[start DATA EXTRACT]

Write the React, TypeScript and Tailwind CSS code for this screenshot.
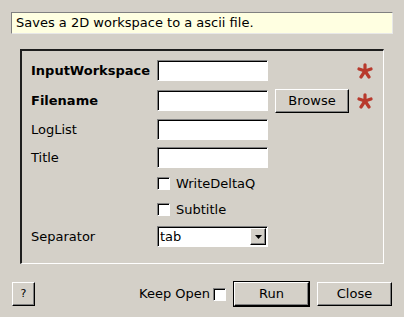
import React from "react"

// Bordure "enfoncée" façon Qt/Motif : sombre en haut/gauche, claire en bas/droite
const sunken =
  "border border-t-[#808080] border-l-[#808080] border-b-white border-r-white shadow-[inset_1px_1px_0_#000]"

// Bordure "en relief" pour les boutons
const raised =
  "border border-t-white border-l-white border-b-[#000] border-r-[#000] shadow-[inset_-1px_-1px_0_#808080]"

function Asterisk() {
  return (
    <svg width="16" height="16" viewBox="0 0 16 16" aria-hidden="true">
      <g stroke="#b8392c" strokeWidth="3.2" strokeLinecap="round">
        <line x1="8" y1="1.8" x2="8" y2="8" />
        <line x1="8" y1="8" x2="14" y2="6" />
        <line x1="8" y1="8" x2="2" y2="6" />
        <line x1="8" y1="8" x2="12" y2="14" />
        <line x1="8" y1="8" x2="4" y2="14" />
      </g>
    </svg>
  )
}

function TextBox() {
  return <div className={`w-[111px] h-[21px] bg-white ${sunken}`} />
}

function CheckBox() {
  return <div className={`w-[13px] h-[13px] bg-white shrink-0 ${sunken}`} />
}

export default function App() {
  return (
    <div className="w-[404px] h-[317px] bg-[#d4d0c8] text-black text-[13px] font-['DejaVu_Sans',sans-serif] overflow-hidden flex flex-col">

      {/* ── Description de l'algorithme ── */}
      <div className="mx-[11px] mt-[12px] h-[22px] bg-[#ffffe1] border border-t-[#808080] border-l-[#808080] border-b-[#e8e8e8] border-r-[#e8e8e8] flex items-center pl-[4px]">
        Saves a 2D workspace to a ascii file.
      </div>

      {/* ── Propriétés ── */}
      <div className="ml-[20px] mt-[15px] w-[364px] h-[215px] border-t-2 border-l-2 border-[#1e1e1e] border-r border-b border-r-white border-b-white flex flex-col pl-[9px]">

        <div className="flex items-center h-[21px] mt-[9px]">
          <span className="w-[126px] font-bold">InputWorkspace</span>
          <TextBox />
          <span className="ml-[89px]"><Asterisk /></span>
        </div>

        <div className="flex items-center h-[21px] mt-[9px]">
          <span className="w-[126px] font-bold">Filename</span>
          <TextBox />
          <button className={`ml-[7px] w-[74px] h-[24px] bg-[#d4d0c8] ${raised}`}>Browse</button>
          <span className="ml-[8px]"><Asterisk /></span>
        </div>

        <div className="flex items-center h-[21px] mt-[8px]">
          <span className="w-[126px]">LogList</span>
          <TextBox />
        </div>

        <div className="flex items-center h-[21px] mt-[7px]">
          <span className="w-[126px]">Title</span>
          <TextBox />
        </div>

        <div className="flex items-center h-[13px] mt-[9px] pl-[126px] gap-[6px]">
          <CheckBox />
          <span>WriteDeltaQ</span>
        </div>

        <div className="flex items-center h-[13px] mt-[13px] pl-[126px] gap-[6px]">
          <CheckBox />
          <span>Subtitle</span>
        </div>

        <div className="flex items-center h-[21px] mt-[10px]">
          <span className="w-[126px]">Separator</span>
          <div className={`w-[111px] h-[21px] bg-white flex items-center ${sunken}`}>
            <span className="flex-1 pl-[2px]">tab</span>
            <div className={`w-[16px] h-[17px] mr-[1px] bg-[#d4d0c8] flex items-center justify-center ${raised}`}>
              <svg width="7" height="4" viewBox="0 0 7 4" aria-hidden="true">
                <polygon points="0,0 7,0 3.5,4" fill="#000" />
              </svg>
            </div>
          </div>
        </div>
      </div>

      {/* ── Barre de boutons ── */}
      <div className="flex items-center mt-[17px] h-[26px] pl-[12px] pr-[12px]">
        <button className={`shrink-0 w-[23px] h-[24px] bg-[#d4d0c8] text-[11px] ${raised}`}>?</button>
        <span className="shrink-0 whitespace-nowrap ml-auto">Keep Open</span>
        <span className="shrink-0 ml-[3px]"><CheckBox /></span>
        <div className="shrink-0 ml-[7px] w-[77px] h-[26px] border border-black">
          <button className={`w-full h-full bg-[#d4d0c8] ${raised}`}>Run</button>
        </div>
        <button className={`shrink-0 ml-[7px] w-[75px] h-[24px] bg-[#d4d0c8] ${raised}`}>Close</button>
      </div>
    </div>
  )
}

[end DATA EXTRACT]

TASK DETAILS — Write out an exact copy of the listing, first line through the line containing "h-[317px] bg-[#d4d0c8] text-black", with the pictures left out.

FINISHED TASK —
Write the React, TypeScript and Tailwind CSS code for this screenshot.
import React from "react"

// Bordure "enfoncée" façon Qt/Motif : sombre en haut/gauche, claire en bas/droite
const sunken =
  "border border-t-[#808080] border-l-[#808080] border-b-white border-r-white shadow-[inset_1px_1px_0_#000]"

// Bordure "en relief" pour les boutons
const raised =
  "border border-t-white border-l-white border-b-[#000] border-r-[#000] shadow-[inset_-1px_-1px_0_#808080]"

function Asterisk() {
  return (
    <svg width="16" height="16" viewBox="0 0 16 16" aria-hidden="true">
      <g stroke="#b8392c" strokeWidth="3.2" strokeLinecap="round">
        <line x1="8" y1="1.8" x2="8" y2="8" />
        <line x1="8" y1="8" x2="14" y2="6" />
        <line x1="8" y1="8" x2="2" y2="6" />
        <line x1="8" y1="8" x2="12" y2="14" />
        <line x1="8" y1="8" x2="4" y2="14" />
      </g>
    </svg>
  )
}

function TextBox() {
  return <div className={`w-[111px] h-[21px] bg-white ${sunken}`} />
}

function CheckBox() {
  return <div className={`w-[13px] h-[13px] bg-white shrink-0 ${sunken}`} />
}

export default function App() {
  return (
    <div className="w-[404px] h-[317px] bg-[#d4d0c8] text-black text-[13px] font-['DejaVu_Sans',sans-serif] overflow-hidden flex flex-col">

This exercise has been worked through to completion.